Our standard measure for fulfilling our mandate of maintaining price stability – avoiding both inflation and deflation – is interest rate policy. But effective interest rate policy requires that our policy decisions are transmitted to the real economy. If that is not the case, our monetary policy cannot achieve its objective.
In this transmission, both banks and financial markets play an important role. They are crucial for the financing of the real economy – of firms and households. Yet the crisis has damaged banks and at times severely disrupted the functioning of financial markets.
Addressing these problems needed to be done through non-standard measures. The ECB has decided such measures, for monetary policy reasons, since the very start of the global crisis. It has been offering liquidity to financial institutions at a fixed rate and with full allotment. It has also provided this liquidity over an extended period of time, up to 12 months, so that the euro area banking sector, Germany’s banks included, could continue to be as correct as possible a vehicle for the transmission of our monetary policy.
With additional liquidity demanded by the euro area banks, our balance sheet has expanded during the crisis. But we have been prudent. Our balance sheet has expanded by about 80% since the beginning of the crisis. Only for the sake of comparison the balance sheet of the Federal Reserve increased by about 230%, that of the Bank of England by 205%, and that of the Swiss National Bank by 235%. The crisis hit all of the economies concerned, but you can see that all our non-standard policies have been measured.
Of all our non-standard measures, the policy of full liquidity allotment at fixed rates has been the most important one in my view. Yet it is the bond market interventions that have received the greatest attention, and the most scrutiny.
But just as our measures of enhanced credit support have been necessary to ensure that banks continue to extend credit to the real economy, our bond market interventions have been necessary to help foster a more appropriate transmission of our policies to the real economy. The government bond markets are crucial for our monetary policy transmission. They largely determine the prices of loans and mortgages and thus affect, indirectly, the transmission of monetary policy to all firms and households.
The ECB’s government bond market interventions are not inflationary. Unlike the bond purchase programmes of other major central banks our aim is not to inject additional liquidity.
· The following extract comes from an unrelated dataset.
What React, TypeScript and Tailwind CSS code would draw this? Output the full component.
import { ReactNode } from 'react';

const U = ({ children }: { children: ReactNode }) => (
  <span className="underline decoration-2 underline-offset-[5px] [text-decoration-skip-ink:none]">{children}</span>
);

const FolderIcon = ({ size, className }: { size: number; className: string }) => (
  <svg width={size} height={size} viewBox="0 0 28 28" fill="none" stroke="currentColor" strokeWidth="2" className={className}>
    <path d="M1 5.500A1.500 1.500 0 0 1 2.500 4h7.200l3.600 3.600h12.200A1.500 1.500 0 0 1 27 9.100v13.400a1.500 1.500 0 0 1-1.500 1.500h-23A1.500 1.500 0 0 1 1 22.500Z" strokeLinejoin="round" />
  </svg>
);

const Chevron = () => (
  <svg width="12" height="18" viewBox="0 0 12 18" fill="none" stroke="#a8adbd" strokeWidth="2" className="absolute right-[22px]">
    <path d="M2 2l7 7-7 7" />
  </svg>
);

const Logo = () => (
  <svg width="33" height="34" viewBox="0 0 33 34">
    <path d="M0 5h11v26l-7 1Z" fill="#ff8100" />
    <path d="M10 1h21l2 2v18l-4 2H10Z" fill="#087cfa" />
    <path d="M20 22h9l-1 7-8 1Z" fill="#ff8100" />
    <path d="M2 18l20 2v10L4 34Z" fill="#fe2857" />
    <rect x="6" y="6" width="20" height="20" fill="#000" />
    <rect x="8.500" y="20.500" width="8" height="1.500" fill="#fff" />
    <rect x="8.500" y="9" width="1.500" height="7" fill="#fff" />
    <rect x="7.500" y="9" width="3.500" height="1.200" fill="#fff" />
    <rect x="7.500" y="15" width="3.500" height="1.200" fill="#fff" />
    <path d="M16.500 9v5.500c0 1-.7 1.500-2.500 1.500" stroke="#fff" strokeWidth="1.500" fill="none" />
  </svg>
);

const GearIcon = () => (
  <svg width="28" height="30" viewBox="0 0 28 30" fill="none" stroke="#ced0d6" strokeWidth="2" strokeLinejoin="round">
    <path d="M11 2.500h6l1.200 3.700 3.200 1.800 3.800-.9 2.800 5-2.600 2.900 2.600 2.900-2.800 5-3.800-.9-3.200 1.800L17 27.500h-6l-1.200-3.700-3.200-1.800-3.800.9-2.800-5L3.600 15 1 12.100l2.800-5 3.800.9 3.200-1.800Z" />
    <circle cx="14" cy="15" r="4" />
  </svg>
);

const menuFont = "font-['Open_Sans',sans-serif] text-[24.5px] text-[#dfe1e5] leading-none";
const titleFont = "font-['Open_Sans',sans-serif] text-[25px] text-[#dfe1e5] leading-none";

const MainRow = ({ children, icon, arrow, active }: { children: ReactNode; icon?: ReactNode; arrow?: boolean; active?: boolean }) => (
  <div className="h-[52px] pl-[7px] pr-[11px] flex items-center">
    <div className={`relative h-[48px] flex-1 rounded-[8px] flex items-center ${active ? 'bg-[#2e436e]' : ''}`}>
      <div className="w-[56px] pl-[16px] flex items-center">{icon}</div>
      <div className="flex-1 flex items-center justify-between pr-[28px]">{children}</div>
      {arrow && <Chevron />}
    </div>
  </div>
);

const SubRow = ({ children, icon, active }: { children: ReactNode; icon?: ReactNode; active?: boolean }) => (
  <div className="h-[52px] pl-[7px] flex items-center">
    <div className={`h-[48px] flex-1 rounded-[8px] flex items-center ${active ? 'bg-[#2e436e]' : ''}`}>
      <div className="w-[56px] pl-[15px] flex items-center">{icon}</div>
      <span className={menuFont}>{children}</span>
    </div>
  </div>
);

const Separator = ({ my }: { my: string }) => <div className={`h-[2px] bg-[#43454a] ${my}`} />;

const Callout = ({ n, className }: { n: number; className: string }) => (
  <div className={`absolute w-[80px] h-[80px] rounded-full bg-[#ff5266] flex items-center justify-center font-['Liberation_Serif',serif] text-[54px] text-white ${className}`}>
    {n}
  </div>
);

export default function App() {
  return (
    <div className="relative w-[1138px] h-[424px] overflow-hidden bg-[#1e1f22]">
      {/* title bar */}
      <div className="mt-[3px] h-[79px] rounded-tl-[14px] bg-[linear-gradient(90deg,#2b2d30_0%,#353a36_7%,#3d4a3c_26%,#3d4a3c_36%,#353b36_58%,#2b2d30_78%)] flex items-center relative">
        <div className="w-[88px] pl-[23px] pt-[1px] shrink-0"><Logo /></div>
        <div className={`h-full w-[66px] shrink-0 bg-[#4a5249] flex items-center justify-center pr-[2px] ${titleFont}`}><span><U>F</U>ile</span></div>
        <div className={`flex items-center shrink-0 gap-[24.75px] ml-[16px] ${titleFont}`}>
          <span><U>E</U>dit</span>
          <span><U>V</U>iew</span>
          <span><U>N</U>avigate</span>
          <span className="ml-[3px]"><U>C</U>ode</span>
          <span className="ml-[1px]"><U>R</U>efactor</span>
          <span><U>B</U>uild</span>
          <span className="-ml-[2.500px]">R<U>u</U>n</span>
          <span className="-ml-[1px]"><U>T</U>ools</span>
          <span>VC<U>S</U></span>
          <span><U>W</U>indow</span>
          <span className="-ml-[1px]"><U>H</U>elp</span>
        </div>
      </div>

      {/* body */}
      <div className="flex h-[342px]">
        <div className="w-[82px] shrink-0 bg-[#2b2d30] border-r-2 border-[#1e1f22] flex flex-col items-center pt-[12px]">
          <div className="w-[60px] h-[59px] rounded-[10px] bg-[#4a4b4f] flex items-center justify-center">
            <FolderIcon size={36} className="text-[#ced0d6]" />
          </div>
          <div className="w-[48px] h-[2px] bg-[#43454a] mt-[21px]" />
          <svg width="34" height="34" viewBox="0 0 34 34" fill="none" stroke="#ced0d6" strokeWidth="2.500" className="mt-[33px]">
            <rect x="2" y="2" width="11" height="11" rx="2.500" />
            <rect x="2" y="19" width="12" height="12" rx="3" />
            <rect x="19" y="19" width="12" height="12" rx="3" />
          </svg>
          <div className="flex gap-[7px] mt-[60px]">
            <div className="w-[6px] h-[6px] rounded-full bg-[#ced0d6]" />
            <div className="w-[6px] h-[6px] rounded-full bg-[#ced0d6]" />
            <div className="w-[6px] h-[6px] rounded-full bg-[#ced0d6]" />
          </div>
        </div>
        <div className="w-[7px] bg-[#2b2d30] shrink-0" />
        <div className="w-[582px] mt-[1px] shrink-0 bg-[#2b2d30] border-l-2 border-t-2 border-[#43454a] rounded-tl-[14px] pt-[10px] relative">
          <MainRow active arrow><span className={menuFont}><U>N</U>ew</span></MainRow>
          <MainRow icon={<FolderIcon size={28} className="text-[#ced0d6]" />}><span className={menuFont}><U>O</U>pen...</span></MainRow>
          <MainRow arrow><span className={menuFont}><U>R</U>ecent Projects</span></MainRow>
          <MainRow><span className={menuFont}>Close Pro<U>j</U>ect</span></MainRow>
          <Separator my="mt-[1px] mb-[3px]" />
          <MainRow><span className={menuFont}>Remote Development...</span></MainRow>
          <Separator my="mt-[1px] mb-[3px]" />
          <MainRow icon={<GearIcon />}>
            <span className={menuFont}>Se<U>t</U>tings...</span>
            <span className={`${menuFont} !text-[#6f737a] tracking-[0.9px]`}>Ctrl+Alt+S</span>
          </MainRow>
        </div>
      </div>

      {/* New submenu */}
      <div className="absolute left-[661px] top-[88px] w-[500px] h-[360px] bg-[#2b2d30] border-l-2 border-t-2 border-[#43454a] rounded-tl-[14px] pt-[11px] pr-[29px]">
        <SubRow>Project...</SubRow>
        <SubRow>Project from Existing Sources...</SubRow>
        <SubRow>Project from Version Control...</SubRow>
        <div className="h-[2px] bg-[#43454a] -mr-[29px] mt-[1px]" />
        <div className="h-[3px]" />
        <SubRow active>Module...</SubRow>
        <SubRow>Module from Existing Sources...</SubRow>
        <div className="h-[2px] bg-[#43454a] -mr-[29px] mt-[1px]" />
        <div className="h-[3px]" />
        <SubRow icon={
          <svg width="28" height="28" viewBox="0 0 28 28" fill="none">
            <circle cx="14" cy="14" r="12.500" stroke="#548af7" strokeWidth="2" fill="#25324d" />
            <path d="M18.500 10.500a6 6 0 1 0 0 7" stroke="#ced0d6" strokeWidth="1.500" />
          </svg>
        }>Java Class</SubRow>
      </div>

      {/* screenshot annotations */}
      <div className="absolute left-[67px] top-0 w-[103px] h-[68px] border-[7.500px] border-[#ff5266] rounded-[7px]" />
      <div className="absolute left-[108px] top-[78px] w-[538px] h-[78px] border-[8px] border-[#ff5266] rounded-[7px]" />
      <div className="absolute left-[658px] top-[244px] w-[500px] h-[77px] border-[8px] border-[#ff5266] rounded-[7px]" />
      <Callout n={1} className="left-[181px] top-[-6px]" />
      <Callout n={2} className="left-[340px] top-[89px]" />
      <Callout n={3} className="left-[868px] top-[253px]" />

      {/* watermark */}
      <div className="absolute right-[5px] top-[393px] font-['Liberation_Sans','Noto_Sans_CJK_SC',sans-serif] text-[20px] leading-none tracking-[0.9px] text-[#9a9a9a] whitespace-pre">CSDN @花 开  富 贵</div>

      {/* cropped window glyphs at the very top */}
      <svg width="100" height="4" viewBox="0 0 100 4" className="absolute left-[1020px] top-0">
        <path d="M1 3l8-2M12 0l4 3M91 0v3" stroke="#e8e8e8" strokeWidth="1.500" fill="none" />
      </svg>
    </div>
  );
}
We actually absorb all liquidity injected by these purchases on a regular basis – euro for euro, week by week.
There is no fuelling of money growth in the euro area. M3 growth is less than 3% currently and inflation expectations have remained firmly anchored by all standards.
So let me emphasise this point. It is very important to understand that all the ECB’s policy decisions during the crisis have been made fully in line with our mandate to maintain price stability.
They have been taken in full independence and we have established a solid track record for our independent decisions. Both inflation and inflation expectations in the euro area demonstrate the value of independent deeds, not just words.
Last week in Frankfurt, at the occasion of my official farewell as President of the ECB, Prime Minster Juncker, the longest-serving prime minister in Europe and chair of the Eurogroup, said that discussions of government pressure on the ECB lacked any basis in fact, that such pressure would have been completely futile and that the ECB always acts completely independently.
3. Europe and the future
I have talked about where Europe has come from. Let me turn now to where Europe is going.
When people seek a justification for European integration, there is a tendency to look backwards.
European integration has banished the spectre of war from our continent, is always stressed. European integration has delivered the longest period of peace and prosperity in European history.
This perspective is entirely correct. But it is also incomplete.
There are many more reasons for striving towards “ever closer union” in Europe today than there were in 1945. And these are entirely forward-looking.
65 years ago the distribution of global GDP was such that Europe had only one role model for its single market: the United States of America.
Today, Europe is faced with a new global economy, reconfigured by globalisation and by the emerging economies of Asia and Latin America.
It is a world where economies of scale and networks of innovation matter more than ever. By 2016 – that is, very soon – we can expect the euro area in terms of purchasing power parity to be below the GDP of China and over and above the GDP of India. Together, these two countries would represent around twice the GDP of the euro area.
Over a longer horizon, the entire GDP of the G7 countries will be dwarfed by the rapid development of the systemic emerging economies.
Europe has to cope with a new geo-political landscape very profoundly reshaped by these emerging economies.
And Europe is also faced with new global challenges, such as climate change and migration, where effective solutions are possible only at the European and international levels.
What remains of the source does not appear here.